An object of the present technology is to enable preferable detection of a moving body region, enable preferable generation of high-density point clouds, enable preferable formation of high-density depth images, and others.
A conception of the present technology is directed to an information processing device including a processing unit that performs
According to the present technology, the processing unit performs a process that forms a first depth image by projecting a LiDAR point cloud on a camera image plane, a process that forms a second depth image by using a camera image according to an optical flow, and a process that compares the first depth image and the second depth image to detect a moving body region or a non-moving body region.
For example, when a relative error of a depth included in depths of the first depth image and located at an image position identical to an image position of a depth of the second depth image is larger than a threshold in the process that detects the moving body region, the processing unit may detect the image position of the corresponding depth of the first depth image as the moving body region. In this case, for example, the relative error may be a value obtained by dividing an absolute value of a difference between a depth of the first depth image and a depth of the second depth image by the depth of the first depth image.
Moreover, for example, when a relative error of a depth included in depths of the first depth image and located at an image position identical to an image position of a depth of the second depth image is smaller than or equal to a threshold in the process that detects the non-moving body region, the processing unit may detect the image position of the corresponding depth of the first depth image as the non-moving body region. In this case, for example, the relative error may be a value obtained by dividing an absolute value of a difference between a depth of the first depth image and a depth of the second depth image by the depth of the first depth image.

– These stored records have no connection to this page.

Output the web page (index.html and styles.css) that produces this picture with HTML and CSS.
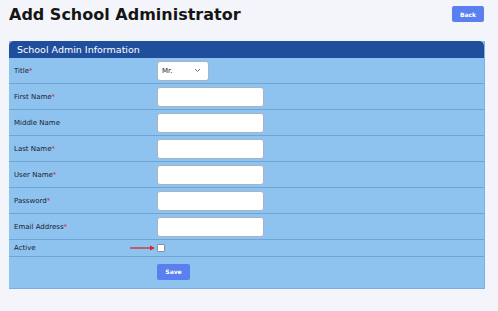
FILE: index.html
```html
<!DOCTYPE html>
<html lang="en">
<head>
    <meta charset="UTF-8">
    <meta name="viewport" content="width=device-width, initial-scale=1.0">
    <title>Add School Administrator</title>
    <link rel="stylesheet" href="styles.css">
</head>
<body>
    <div class="page-header">
        <h1>Add School Administrator</h1>
        <button class="back">Back</button>
    </div>

    <div class="panel">
        <div class="panel-header">School Admin Information</div>

        <div class="form-row">
            <label>Title<span class="req">*</span></label>
            <div class="field">
                <div class="select">
                    <span>Mr.</span>
                    <svg width="7" height="5" viewBox="0 0 7 5"><path d="M1 1 L3.5 3.5 L6 1" fill="none" stroke="#777" stroke-width="1"/></svg>
                </div>
            </div>
        </div>
        <div class="form-row">
            <label>First Name<span class="req">*</span></label>
            <div class="field"><input type="text"></div>
        </div>
        <div class="form-row">
            <label>Middle Name</label>
            <div class="field"><input type="text"></div>
        </div>
        <div class="form-row">
            <label>Last Name<span class="req">*</span></label>
            <div class="field"><input type="text"></div>
        </div>
        <div class="form-row">
            <label>User Name<span class="req">*</span></label>
            <div class="field"><input type="text"></div>
        </div>
        <div class="form-row">
            <label>Password<span class="req">*</span></label>
            <div class="field"><input type="password"></div>
        </div>
        <div class="form-row">
            <label>Email Address<span class="req">*</span></label>
            <div class="field"><input type="text"></div>
        </div>
        <div class="form-row short">
            <label>Active</label>
            <div class="field">
                <svg class="arrow" width="26" height="6" viewBox="0 0 26 6"><path d="M0 3 H21" stroke="#d42a2a" stroke-width="1.3"/><path d="M20 0.5 L25 3 L20 5.5 Z" fill="#d42a2a"/></svg>
                <span class="checkbox"></span>
            </div>
        </div>
        <div class="form-row last">
            <label></label>
            <div class="field"><button class="save">Save</button></div>
        </div>
    </div>
</body>
</html>
```

FILE: styles.css
```css
body {
    margin: 0;
    background-color: #f4f5fa;
    font-family: "DejaVu Sans", sans-serif;
    color: #1b1b1b;
}

.page-header {
    display: flex;
    justify-content: space-between;
    align-items: flex-start;
    padding: 3px 14px 0 9px;
    height: 38px;
}

.page-header h1 {
    margin: 0;
    font-size: 16px;
    font-weight: bold;
    line-height: 24px;
    color: #151515;
}

.back {
    margin-top: 3px;
    width: 32px;
    height: 16px;
    padding: 0;
    border: none;
    border-radius: 2px;
    background-color: #5a80f0;
    color: #fff;
    font-family: inherit;
    font-size: 6px;
    font-weight: bold;
}

.panel {
    margin: 0 13px 0 9px;
    background-color: #8ec3ef;
    border-bottom: 1px solid #7aaee0;
    border-right: 1px solid #7fb2e2;
}

.panel-header {
    height: 17px;
    line-height: 17px;
    padding-left: 8px;
    background-color: #1f4f9c;
    border-radius: 5px 5px 0 0;
    color: #fff;
    font-size: 9.5px;
}

.form-row {
    display: grid;
    grid-template-columns: 148px 1fr;
    align-items: center;
    height: 25px;
    border-bottom: 1px solid #6fa5d6;
}

.form-row:first-of-type {
    height: 24px;
}

.form-row.short {
    height: 16px;
}

.form-row.last {
    height: 31px;
    border-bottom: none;
}

.form-row label {
    padding-left: 5px;
    font-size: 7px;
    color: #18212e;
}

.req {
    color: #d8283a;
}

.field {
    display: flex;
    align-items: center;
}

.field input {
    box-sizing: border-box;
    width: 107px;
    height: 20px;
    margin: 0;
    border: 1px solid #a9b4c2;
    border-radius: 3px;
    background-color: #fff;
}

.select {
    box-sizing: border-box;
    display: flex;
    justify-content: space-between;
    align-items: center;
    width: 52px;
    height: 20px;
    padding: 0 7px 0 4px;
    border: 1px solid #a9b4c2;
    border-radius: 3px;
    background-color: #fff;
    font-size: 7px;
}

.arrow {
    margin-left: -27px;
    margin-right: 1px;
}

.checkbox {
    box-sizing: border-box;
    width: 8px;
    height: 8px;
    border: 1px solid #8a8f99;
    border-radius: 1px;
    background-color: #fff;
}

.save {
    margin-top: -2px;
    width: 33px;
    height: 16px;
    padding: 0;
    border: none;
    border-radius: 2px;
    background-color: #5a80f0;
    color: #fff;
    font-family: inherit;
    font-size: 6px;
    font-weight: bold;
}
```
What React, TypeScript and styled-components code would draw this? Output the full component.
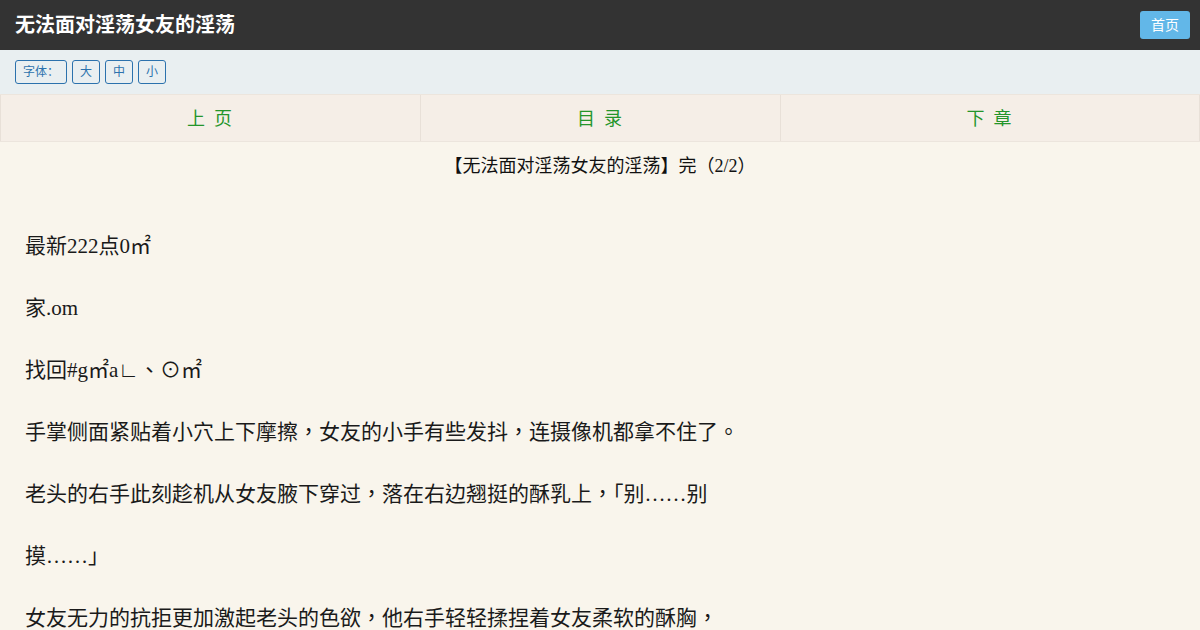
import React from "react";
import styled, { createGlobalStyle } from "styled-components";

const GlobalStyle = createGlobalStyle`
  html, body {
    margin: 0;
    padding: 0;
    background: #f9f5ec;
  }
  body {
    font-family: "Liberation Sans", "Noto Sans CJK SC", sans-serif;
  }
`;

const lines = [
  "最新222点0㎡",
  "家.om",
  "找回#g㎡a∟、⊙㎡",
  "手掌侧面紧贴着小穴上下摩擦，女友的小手有些发抖，连摄像机都拿不住了。",
  "老头的右手此刻趁机从女友腋下穿过，落在右边翘挺的酥乳上，「别……别",
  "摸……」",
  "女友无力的抗拒更加激起老头的色欲，他右手轻轻揉捏着女友柔软的酥胸，",
];

const App = () => {
  return (
    <Page>
      <GlobalStyle />
      <Header>
        <Title>无法面对淫荡女友的淫荡</Title>
        <HomeButton>首页</HomeButton>
      </Header>
      <Toolbar>
        <FontButton>字体：</FontButton>
        <FontButton>大</FontButton>
        <FontButton>中</FontButton>
        <FontButton>小</FontButton>
      </Toolbar>
      <NavBar>
        <NavCell>上 页</NavCell>
        <NavCell>目 录</NavCell>
        <NavCell>下 章</NavCell>
      </NavBar>
      <ChapterTitle>【无法面对淫荡女友的淫荡】完（2/2）</ChapterTitle>
      <Content>
        {lines.map((line, i) => (
          <Line key={i}>{line}</Line>
        ))}
      </Content>
    </Page>
  );
};

const Page = styled.div`
  width: 1200px;
  min-height: 630px;
  background: #f9f5ec;
`;

const Header = styled.div`
  height: 50px;
  background: #333333;
  display: flex;
  align-items: center;
  justify-content: space-between;
  padding: 0 10px 0 15px;
`;

const Title = styled.h1`
  margin: 0;
  color: #ffffff;
  font-size: 20px;
  font-weight: bold;
  line-height: 50px;
`;

const HomeButton = styled.a`
  display: block;
  background: #62b7e8;
  color: #ffffff;
  font-size: 14px;
  line-height: 28px;
  padding: 0 11px;
  border-radius: 3px;
`;

const Toolbar = styled.div`
  height: 44px;
  background: #e9eff1;
  display: flex;
  align-items: center;
  gap: 5px;
  padding: 0 15px;
  box-sizing: border-box;
`;

const FontButton = styled.span`
  display: inline-block;
  line-height: 22px;
  padding: 0 7px;
  border: 1px solid #2c72ad;
  border-radius: 3px;
  color: #2c72ad;
  font-size: 12px;
`;

const NavBar = styled.div`
  display: grid;
  grid-template-columns: 420px 360px 420px;
  height: 48px;
  background: #f5eee7;
  box-sizing: border-box;
  border-top: 1px solid #ece5dd;
  border-bottom: 1px solid #ece5dd;
`;

const NavCell = styled.a`
  display: flex;
  align-items: center;
  justify-content: center;
  padding-bottom: 2px;
  color: #24952a;
  font-size: 18px;
  letter-spacing: 2px;
  border-left: 1px solid #e8e0d8;
  &:last-child {
    border-right: 1px solid #e8e0d8;
  }
`;

const ChapterTitle = styled.h2`
  margin: 0;
  text-align: center;
  font-size: 18px;
  font-weight: normal;
  line-height: 48px;
  color: #111;
  font-family: "Liberation Serif", "Noto Sans CJK TC", serif;
`;

const Content = styled.div`
  padding: 25px 25px 0;
  font-family: "Liberation Serif", "Noto Sans CJK TC", serif;
  font-size: 21px;
  color: #1a1a1a;
`;

const Line = styled.p`
  margin: 0;
  height: 62px;
  line-height: 62px;
  white-space: nowrap;
`;

export default App;
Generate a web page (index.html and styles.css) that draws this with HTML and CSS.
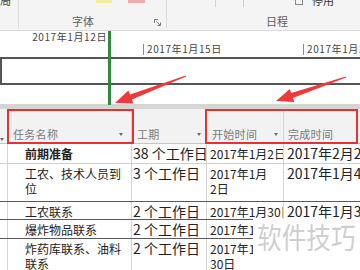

As described above, according to the present technology, the moving body region or the non-moving body region is detected on the basis of the comparison between the first depth image formed by projecting the LiDAR point cloud on the camera image plane and the second depth image formed using the camera image according to the optical flow. Accordingly, whether or not each region is the moving body region is recognizable without a necessity of labelling the moving body as a vehicle, a human, or the like, and therefore preferable detection of the moving body region or the non-moving body region is achievable.
In addition, according to the present technology, for example, the processing unit may further perform a process that projects the LiDAR point clouds corresponding to the non-moving body regions of a plurality of frames on an identical coordinate system, and sequentially merges the LiDAR point clouds to generate a high-density point cloud. In this manner, a preferable high-density three-dimensional environment (high-density point cloud) from which the moving body region has been removed can be constructed. Note that the three-dimensional environment in this case is constructed using the LiDAR point clouds. Accordingly, preferable construction of a high-density three-dimensional environment from which the moving body region has been removed is achievable even in an environment containing no pattern, such as a white wall.
For example, the processing unit may further perform a process that forms a third depth image by designating at least any one of the plurality of frames as a target frame and projecting the high-density point cloud from which the moving body region has been removed on a camera image plane of the target frame, a process that forms a fourth depth image by using a camera image of the target frame according to the optical flow, a process that compares the third depth image and the fourth depth image to detect an occlusion region, and a process that extracts a depth of a region corresponding to the camera image of the target frame and not corresponding to the occlusion region, from among depths of the third depth image to obtain a high-density depth image of the target frame. In this manner, a preferable high-density depth image from which the moving body region and the occlusion region have been removed can be obtained.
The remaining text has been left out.